Unsupervised Feature Learning aims to learn from data without human-provided labels. Recent works on unsupervised feature learning mainly falls into three categories. The first category utilizes generative models, which aim to reconstruct the distribution of data. Classical generative models include Restricted Bolztmann Machines (RBM) (Hinton et al., 2006; Tang et al., 2012), and auto-encoder (Vincent et al., 2008; Le, 2013). The latent features of generative models could be used for downstream tasks such as image classification. Recently, there appear some more advanced generative models, including the Generative Adversarial Networks

(GANs) (Goodfellow et al., 2014) and variational auto-encoder (Kingma & Welling, 2013). They can approximate the data distribution better and produce more realistic samples.

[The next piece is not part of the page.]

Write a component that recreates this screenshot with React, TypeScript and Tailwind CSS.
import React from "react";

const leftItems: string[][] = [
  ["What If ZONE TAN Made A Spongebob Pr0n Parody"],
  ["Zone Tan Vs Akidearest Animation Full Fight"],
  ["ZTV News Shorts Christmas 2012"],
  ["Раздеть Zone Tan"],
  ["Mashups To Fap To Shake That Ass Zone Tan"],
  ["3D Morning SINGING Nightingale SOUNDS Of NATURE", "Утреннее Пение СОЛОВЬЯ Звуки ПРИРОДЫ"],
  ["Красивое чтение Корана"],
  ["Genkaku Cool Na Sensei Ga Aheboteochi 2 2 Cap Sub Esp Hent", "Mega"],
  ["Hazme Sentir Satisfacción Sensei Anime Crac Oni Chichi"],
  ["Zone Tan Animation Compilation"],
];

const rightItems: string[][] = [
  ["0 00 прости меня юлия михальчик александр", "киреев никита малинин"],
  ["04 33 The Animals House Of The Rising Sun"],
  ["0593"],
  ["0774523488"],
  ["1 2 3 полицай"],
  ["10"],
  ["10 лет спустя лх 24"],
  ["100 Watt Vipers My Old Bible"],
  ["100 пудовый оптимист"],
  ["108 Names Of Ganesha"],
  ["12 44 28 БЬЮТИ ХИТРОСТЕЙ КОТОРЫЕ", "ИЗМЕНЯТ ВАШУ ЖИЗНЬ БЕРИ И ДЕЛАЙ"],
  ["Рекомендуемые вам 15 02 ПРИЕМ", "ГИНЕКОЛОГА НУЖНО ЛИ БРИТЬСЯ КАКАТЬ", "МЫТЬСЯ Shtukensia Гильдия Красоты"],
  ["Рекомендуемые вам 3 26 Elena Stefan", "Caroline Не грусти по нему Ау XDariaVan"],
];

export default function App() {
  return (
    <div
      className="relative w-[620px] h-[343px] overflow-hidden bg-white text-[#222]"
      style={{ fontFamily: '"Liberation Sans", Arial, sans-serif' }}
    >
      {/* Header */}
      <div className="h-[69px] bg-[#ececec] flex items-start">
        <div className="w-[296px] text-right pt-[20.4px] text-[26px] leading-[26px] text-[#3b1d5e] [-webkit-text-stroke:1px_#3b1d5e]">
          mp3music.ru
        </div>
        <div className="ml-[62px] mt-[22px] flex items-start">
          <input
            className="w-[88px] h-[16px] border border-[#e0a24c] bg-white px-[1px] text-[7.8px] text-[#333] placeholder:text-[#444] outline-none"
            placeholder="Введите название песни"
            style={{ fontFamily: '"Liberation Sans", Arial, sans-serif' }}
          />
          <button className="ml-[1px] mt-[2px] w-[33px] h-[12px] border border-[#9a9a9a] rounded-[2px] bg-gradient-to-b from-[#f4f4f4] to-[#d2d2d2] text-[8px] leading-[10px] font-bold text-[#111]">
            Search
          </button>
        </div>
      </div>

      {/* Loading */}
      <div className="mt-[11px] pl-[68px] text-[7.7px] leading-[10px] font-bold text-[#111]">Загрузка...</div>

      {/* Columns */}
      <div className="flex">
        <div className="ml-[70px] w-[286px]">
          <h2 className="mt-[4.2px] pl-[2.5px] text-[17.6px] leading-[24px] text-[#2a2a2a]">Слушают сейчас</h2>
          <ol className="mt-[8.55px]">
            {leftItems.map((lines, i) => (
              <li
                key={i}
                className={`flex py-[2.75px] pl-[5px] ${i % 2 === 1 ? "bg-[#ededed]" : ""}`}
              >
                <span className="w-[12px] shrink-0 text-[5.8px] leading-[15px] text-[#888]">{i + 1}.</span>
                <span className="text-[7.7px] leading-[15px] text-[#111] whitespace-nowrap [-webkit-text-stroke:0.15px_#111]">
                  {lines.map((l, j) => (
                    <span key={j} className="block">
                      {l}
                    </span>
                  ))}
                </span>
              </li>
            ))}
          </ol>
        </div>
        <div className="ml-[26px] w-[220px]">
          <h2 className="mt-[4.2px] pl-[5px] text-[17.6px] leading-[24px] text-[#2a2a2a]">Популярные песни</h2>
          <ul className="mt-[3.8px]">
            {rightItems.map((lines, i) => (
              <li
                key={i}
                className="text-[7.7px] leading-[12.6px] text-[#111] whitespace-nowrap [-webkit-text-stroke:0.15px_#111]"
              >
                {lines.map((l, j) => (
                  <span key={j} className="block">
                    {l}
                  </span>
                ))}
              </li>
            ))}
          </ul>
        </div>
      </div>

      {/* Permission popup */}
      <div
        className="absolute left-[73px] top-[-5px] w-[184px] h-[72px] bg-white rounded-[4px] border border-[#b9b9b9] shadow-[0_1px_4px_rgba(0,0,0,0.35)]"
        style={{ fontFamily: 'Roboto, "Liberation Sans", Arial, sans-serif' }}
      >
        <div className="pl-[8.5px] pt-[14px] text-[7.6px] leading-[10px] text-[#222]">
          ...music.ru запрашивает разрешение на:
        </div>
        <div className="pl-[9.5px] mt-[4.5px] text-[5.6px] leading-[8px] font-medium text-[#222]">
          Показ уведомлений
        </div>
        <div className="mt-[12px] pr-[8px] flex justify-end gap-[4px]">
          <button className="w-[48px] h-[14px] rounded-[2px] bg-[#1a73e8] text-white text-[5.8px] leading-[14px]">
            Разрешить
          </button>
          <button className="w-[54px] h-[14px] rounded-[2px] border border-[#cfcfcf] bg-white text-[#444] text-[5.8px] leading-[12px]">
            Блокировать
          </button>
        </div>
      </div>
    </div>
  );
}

The second category exploits data internal structures to infer supervision cues. Therefore, it is also called as self-supervised learning. For example, Komodakis et al. (Komodakis & Gidaris, 2018) predict the rotation of image to learn a good representation. Li et al. (Li et al., 2018) use motion and view as supervision to learn an initialization for action recognition. Wu et al. (Wu et al., 2018) regard each image as a single class, and propose a non-parametric classifier to train CNN. He et al. (He et al., 2019) propose momentum updated encoder and dynamic queue for contrastive learning and obtain superior performance to supervised initialization. Self-supervised learning usually learns generalized features and models, which can be used as an initialization for downstream tasks.

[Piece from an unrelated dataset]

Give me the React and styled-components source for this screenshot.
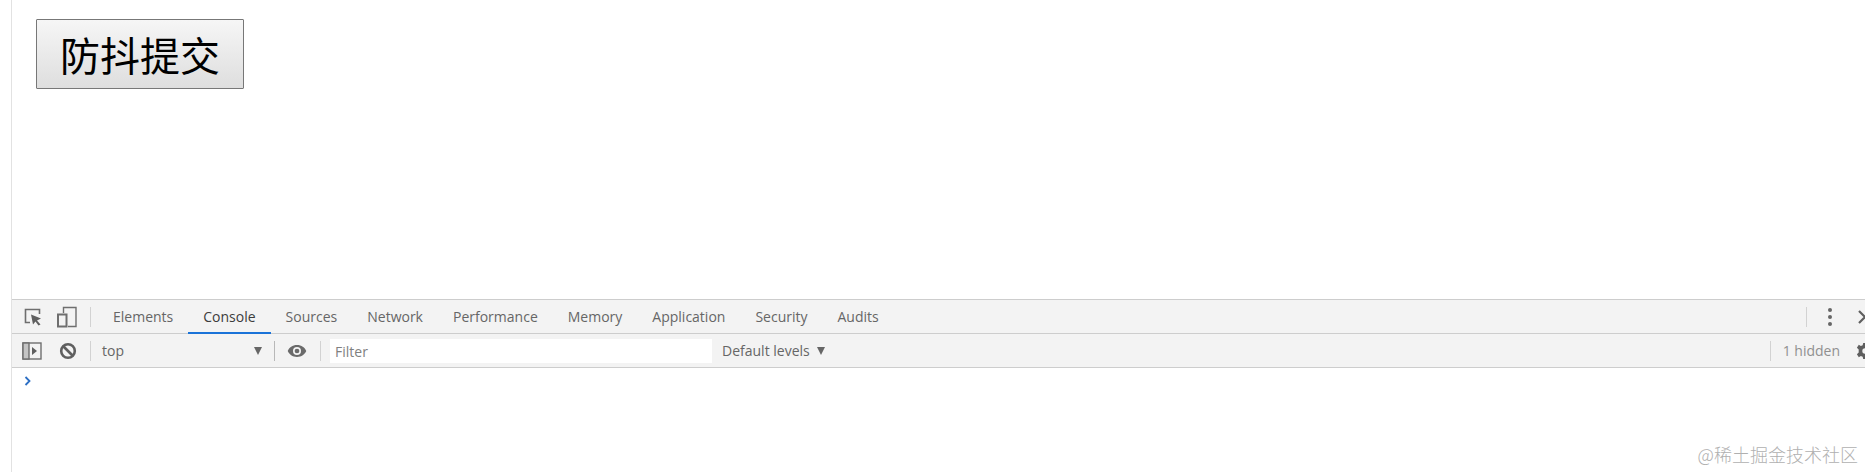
import React from 'react';
import styled, { createGlobalStyle } from 'styled-components';

const GlobalStyle = createGlobalStyle`
	html, body {
		margin: 0;
		padding: 0;
		background: #fff;
		overflow: hidden;
	}
	* {
		box-sizing: border-box;
	}
	svg {
		flex-shrink: 0;
	}
`;

const TABS = ['Elements', 'Console', 'Sources', 'Network', 'Performance', 'Memory', 'Application', 'Security', 'Audits'];

const App = () => {
	return (
		<Window>
			<GlobalStyle />
			<Gutter />
			<Main>
				<Viewport>
					<DebounceButton>防抖提交</DebounceButton>
				</Viewport>
				<TabBar>
					<IconSlot $width={38} $ml={2}>
						<svg width="20" height="20" viewBox="0 0 20 20" fill="none">
							<path d="M7 15.5H2.5V2.5H16.5V7" stroke="#6e6e6e" strokeWidth="1.6" />
							<path d="M8 7.5L18 11.5L14 13.5L17.5 17.5L15.5 18.5L12.5 14.5L10 17.5Z" fill="#5f5f5f" />
						</svg>
					</IconSlot>
					<IconSlot $width={30}>
						<svg width="22" height="22" viewBox="0 0 22 22" fill="none">
							<path d="M7.5 7V1.5H20V20.5H12" stroke="#6e6e6e" strokeWidth="1.4" />
							<rect x="2" y="8.5" width="8.5" height="12" stroke="#6e6e6e" strokeWidth="2" />
						</svg>
					</IconSlot>
					<Divider $ml={8} $mr={7} />
					{TABS.map((tab) => (
						<Tab key={tab} $active={tab === 'Console'}>
							{tab}
						</Tab>
					))}
					<Spacer />
					<Divider />
					<MoreDots>
						<i />
						<i />
						<i />
					</MoreDots>
					<CloseIcon>
						<svg width="18" height="14" viewBox="0 0 18 14" fill="none">
							<path d="M3 1L15 13M15 1L3 13" stroke="#5f5f5f" strokeWidth="2.2" />
						</svg>
					</CloseIcon>
				</TabBar>
				<Toolbar>
					<IconSlot $width={20} $ml={10}>
						<svg width="20" height="18" viewBox="0 0 20 18" fill="none">
							<rect x="1" y="1" width="18" height="16" stroke="#6e6e6e" strokeWidth="1.4" />
							<rect x="1" y="1" width="6" height="16" fill="#c4c4c4" stroke="#6e6e6e" strokeWidth="1.4" />
							<path d="M10 5L15 9L10 13Z" fill="#5f5f5f" />
						</svg>
					</IconSlot>
					<IconSlot $width={20} $ml={16}>
						<svg width="18" height="18" viewBox="0 0 18 18" fill="none">
							<circle cx="9" cy="9" r="6.8" stroke="#5f5f5f" strokeWidth="2.6" />
							<path d="M4.5 4.5L13.5 13.5" stroke="#5f5f5f" strokeWidth="2.6" />
						</svg>
					</IconSlot>
					<Divider $ml={12} $mr={11} />
					<ContextSelect>
						<span>top</span>
						<Arrow />
					</ContextSelect>
					<Divider $dark />
					<IconSlot $width={20} $ml={12}>
						<svg width="20" height="14" viewBox="0 0 22 14">
							<path
								fillRule="evenodd"
								d="M11 0.5C6 0.5 2.4 3.4 0.8 7C2.4 10.6 6 13.5 11 13.5C16 13.5 19.6 10.6 21.2 7C19.6 3.4 16 0.5 11 0.5ZM11 11.4A4.4 4.4 0 1 1 11 2.6A4.4 4.4 0 0 1 11 11.4ZM11 4.4A2.6 2.6 0 1 0 11 9.6A2.6 2.6 0 0 0 11 4.4Z"
								fill="#6a6a6a"
							/>
						</svg>
					</IconSlot>
					<Divider $ml={13} $mr={9} />
					<FilterBox>Filter</FilterBox>
					<LevelsButton>
						<span>Default levels</span>
						<Arrow />
					</LevelsButton>
					<Spacer />
					<Divider />
					<HiddenCount>1 hidden</HiddenCount>
					<GearIcon>
						<svg width="18" height="18" viewBox="0 0 20 20">
							<path
								fillRule="evenodd"
								d="M8 1H12L12.6 3.6L14.6 4.5L16.9 3.1L19 6.4L17 8.2V11.8L19 13.6L16.9 16.9L14.6 15.5L12.6 16.4L12 19H8L7.4 16.4L5.4 15.5L3.1 16.9L1 13.6L3 11.8V8.2L1 6.4L3.1 3.1L5.4 4.5L7.4 3.6ZM10 7A3 3 0 1 0 10 13A3 3 0 0 0 10 7Z"
								fill="#5f5f5f"
							/>
						</svg>
					</GearIcon>
				</Toolbar>
				<ConsoleArea>
					<svg width="8" height="10" viewBox="0 0 8 10" fill="none">
						<path d="M1.5 1L5.5 5L1.5 9" stroke="#2d6fc4" strokeWidth="1.8" />
					</svg>
				</ConsoleArea>
			</Main>
			<Watermark>@稀土掘金技术社区</Watermark>
		</Window>
	);
};

export default App;

const UI_FONT = `'Open Sans', 'Noto Sans', 'Liberation Sans', sans-serif`;

const Window = styled.div`
	position: relative;
	display: flex;
	width: 1865px;
	height: 472px;
	overflow: hidden;
	background: #fff;
`;

const Gutter = styled.div`
	flex: 0 0 12px;
	border-right: 1px solid #e2e2e2;
`;

const Main = styled.div`
	flex: 1;
	min-width: 0;
	display: flex;
	flex-direction: column;
`;

const Viewport = styled.div`
	height: 299px;
	padding: 19px 24px;
`;

const DebounceButton = styled.button`
	display: block;
	width: 208px;
	height: 70px;
	padding: 0;
	border: 1px solid #777;
	border-radius: 1px;
	background: linear-gradient(#f6f6f6, #dedede);
	color: #000;
	font-family: 'Noto Sans CJK SC', sans-serif;
	font-size: 40px;
	font-weight: 400;
	line-height: 1;
`;

const TabBar = styled.div`
	display: flex;
	align-items: center;
	height: 35px;
	background: #f3f3f3;
	border-top: 1px solid #cdcdcd;
	border-bottom: 1px solid #cdcdcd;
	white-space: nowrap;
`;

const Toolbar = styled.div`
	display: flex;
	align-items: center;
	height: 34px;
	background: #f3f3f3;
	border-bottom: 1px solid #cdcdcd;
	white-space: nowrap;
`;

const IconSlot = styled.div`
	flex: 0 0 ${(p) => p.$width}px;
	margin-left: ${(p) => p.$ml || 0}px;
	display: flex;
	align-items: center;
	justify-content: center;
`;

const Divider = styled.div`
	flex: 0 0 1px;
	height: 20px;
	margin-left: ${(p) => p.$ml || 0}px;
	margin-right: ${(p) => p.$mr || 0}px;
	background: ${(p) => (p.$dark ? '#b8b8b8' : '#d2d2d2')};
`;

const Tab = styled.div`
	display: flex;
	align-items: center;
	height: 33px;
	margin-bottom: -1px;
	padding: 1px 15px 0;
	border-bottom: 2px solid ${(p) => (p.$active ? '#1a73d8' : 'transparent')};
	color: ${(p) => (p.$active ? '#3c3c3c' : '#666')};
	font-family: ${UI_FONT};
	font-size: 14px;
`;

const Spacer = styled.div`
	flex: 1;
`;

const MoreDots = styled.div`
	flex: 0 0 auto;
	display: flex;
	flex-direction: column;
	gap: 3px;
	margin: 0 24px 0 21px;
	& > i {
		display: block;
		width: 4px;
		height: 4px;
		border-radius: 50%;
		background: #666;
	}
`;

const CloseIcon = styled.div`
	flex: 0 0 9px;
	overflow: hidden;
	display: flex;
`;

const ContextSelect = styled.div`
	flex: 0 0 172px;
	display: flex;
	align-items: center;
	justify-content: space-between;
	padding-right: 12px;
	color: #666;
	font-family: ${UI_FONT};
	font-size: 14px;
`;

const Arrow = styled.i`
	display: block;
	width: 0;
	height: 0;
	border-left: 4.5px solid transparent;
	border-right: 4.5px solid transparent;
	border-top: 8px solid #666;
`;

const FilterBox = styled.div`
	flex: 0 0 382px;
	height: 24px;
	padding-left: 5px;
	background: #fff;
	color: #808080;
	font-family: ${UI_FONT};
	font-size: 14px;
	line-height: 25px;
`;

const LevelsButton = styled.div`
	display: flex;
	align-items: center;
	gap: 7px;
	margin-left: 10px;
	color: #666;
	font-family: ${UI_FONT};
	font-size: 14px;
`;

const HiddenCount = styled.div`
	margin-left: 12px;
	color: #909090;
	font-family: ${UI_FONT};
	font-size: 14px;
`;

const GearIcon = styled.div`
	flex: 0 0 9px;
	margin-left: 16px;
	overflow: hidden;
	display: flex;
`;

const ConsoleArea = styled.div`
	flex: 1;
	padding: 8px 0 0 12px;
	background: #fff;
	line-height: 0;
`;

const Watermark = styled.div`
	position: absolute;
	right: 7px;
	bottom: 6px;
	color: #b0b0b0;
	font-family: 'Noto Sans CJK SC', sans-serif;
	font-size: 18px;
	font-weight: 300;
	line-height: 1.2;
`;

The third category aims to learn discrimintive features directly for classification or retrieval tasks, thus can relieve the requirement on labeled data. Iscen et al. (Iscen et al., 2018) utilize manifold learning to seek positive and negative samples to compute the triplet loss. Ye et al. (Ye et al., 2019) learn instance-aware features in a mini-batch using the newly-updated features. Our work shares certain similarity with (Wu et al., 2018; Ye et al., 2019), in that we also treat each image as a single class. However, we consider multi-label classification, which is important in identifying images of the same identity as well as differentiating different identities.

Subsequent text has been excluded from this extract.